ResNet's insight: residual learning.
  Instead of learning H(x) directly, learn F(x) = H(x) - x
  Then output = F(x) + x
  Learning F(x) = 0 (identity) is easy — just push all weights to zero.

ResNet: Residual Blocks

Python
import torch
import torch.nn as nn

class BasicBlock(nn.Module):
    """ResNet basic block for ResNet-18/34."""
    expansion = 1
    
    def __init__(
        self,
        in_channels: int,
        out_channels: int,
        stride: int = 1,
    ):
        super().__init__()
        self.conv1 = nn.Conv2d(in_channels, out_channels, 3, stride=stride, padding=1, bias=False)
        self.bn1   = nn.BatchNorm2d(out_channels)
        self.conv2 = nn.Conv2d(out_channels, out_channels, 3, padding=1, bias=False)
        self.bn2   = nn.BatchNorm2d(out_channels)
        self.relu  = nn.ReLU(inplace=True)
        
        # Shortcut connection: adjust dimensions if stride or channels change
        self.shortcut = nn.Identity()
        if stride != 1 or in_channels != out_channels:
            self.shortcut = nn.Sequential(
                nn.Conv2d(in_channels, out_channels, 1, stride=stride, bias=False),
                nn.BatchNorm2d(out_channels),
            )
    
    def forward(self, x: torch.Tensor) -> torch.Tensor:
        residual = self.shortcut(x)   # shortcut path
        
        out = self.relu(self.bn1(self.conv1(x)))
        out = self.bn2(self.conv2(out))
        
        out = self.relu(out + residual)   # skip connection: F(x) + x
        return out

class BottleneckBlock(nn.Module):
    """ResNet bottleneck block for ResNet-50/101/152."""
    expansion = 4
    
    def __init__(self, in_channels: int, out_channels: int, stride: int = 1):
        super().__init__()
        bottleneck = out_channels // 4
        
        self.conv1 = nn.Conv2d(in_channels, bottleneck, 1, bias=False)   # 1×1 compress
        self.bn1   = nn.BatchNorm2d(bottleneck)
        self.conv2 = nn.Conv2d(bottleneck, bottleneck, 3, stride=stride, padding=1, bias=False)  # 3×3
        self.bn2   = nn.BatchNorm2d(bottleneck)
        self.conv3 = nn.Conv2d(bottleneck, out_channels, 1, bias=False)  # 1×1 expand
        self.bn3   = nn.BatchNorm2d(out_channels)
        self.relu  = nn.ReLU(inplace=True)
        
        self.shortcut = nn.Sequential(
            nn.Conv2d(in_channels, out_channels, 1, stride=stride, bias=False),
            nn.BatchNorm2d(out_channels),
        ) if stride != 1 or in_channels != out_channels else nn.Identity()
    
    def forward(self, x: torch.Tensor) -> torch.Tensor:
        residual = self.shortcut(x)
        
        out = self.relu(self.bn1(self.conv1(x)))
        out = self.relu(self.bn2(self.conv2(out)))
        out = self.bn3(self.conv3(out))
        
        return self.relu(out + residual)

# Test
x = torch.randn(4, 64, 56, 56)
basic = BasicBlock(64, 64)
bottleneck = BottleneckBlock(64, 256, stride=1)
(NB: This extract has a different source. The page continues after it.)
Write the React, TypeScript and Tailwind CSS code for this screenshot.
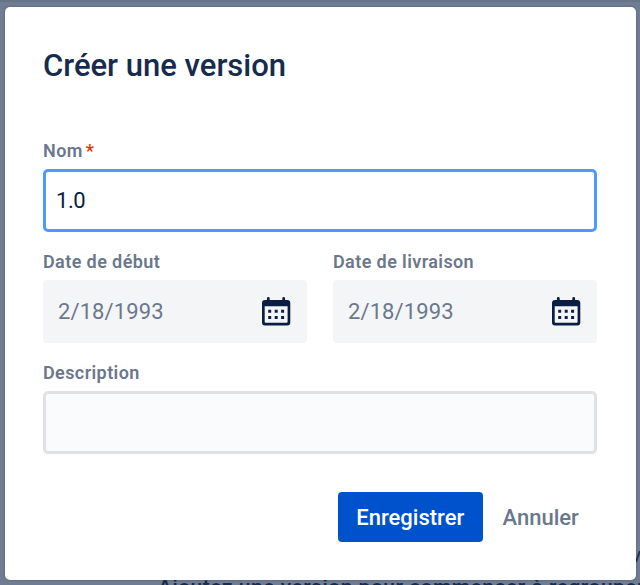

print(f"BasicBlock: {x.shape} → {basic(x).shape}")
print(f"BottleneckBlock: {x.shape} → {bottleneck(x).shape}")

Why Skip Connections Work

Python
import torch
import torch.nn as nn

# Gradient analysis: in a residual network, dL/dx at any layer
# always includes the identity term from the skip connection:
#
# x_{l+1} = x_l + F(x_l, W_l)
# dL/dx_l = dL/dx_{l+1} × (1 + dF/dx_l)
#
# The "+1" ensures gradient has a direct path regardless of dF/dx_l.
# In contrast, without skip: dL/dx_l = dL/dx_{l+1} × dF/dx_l
# If dF/dx_l is small  vanishing gradient.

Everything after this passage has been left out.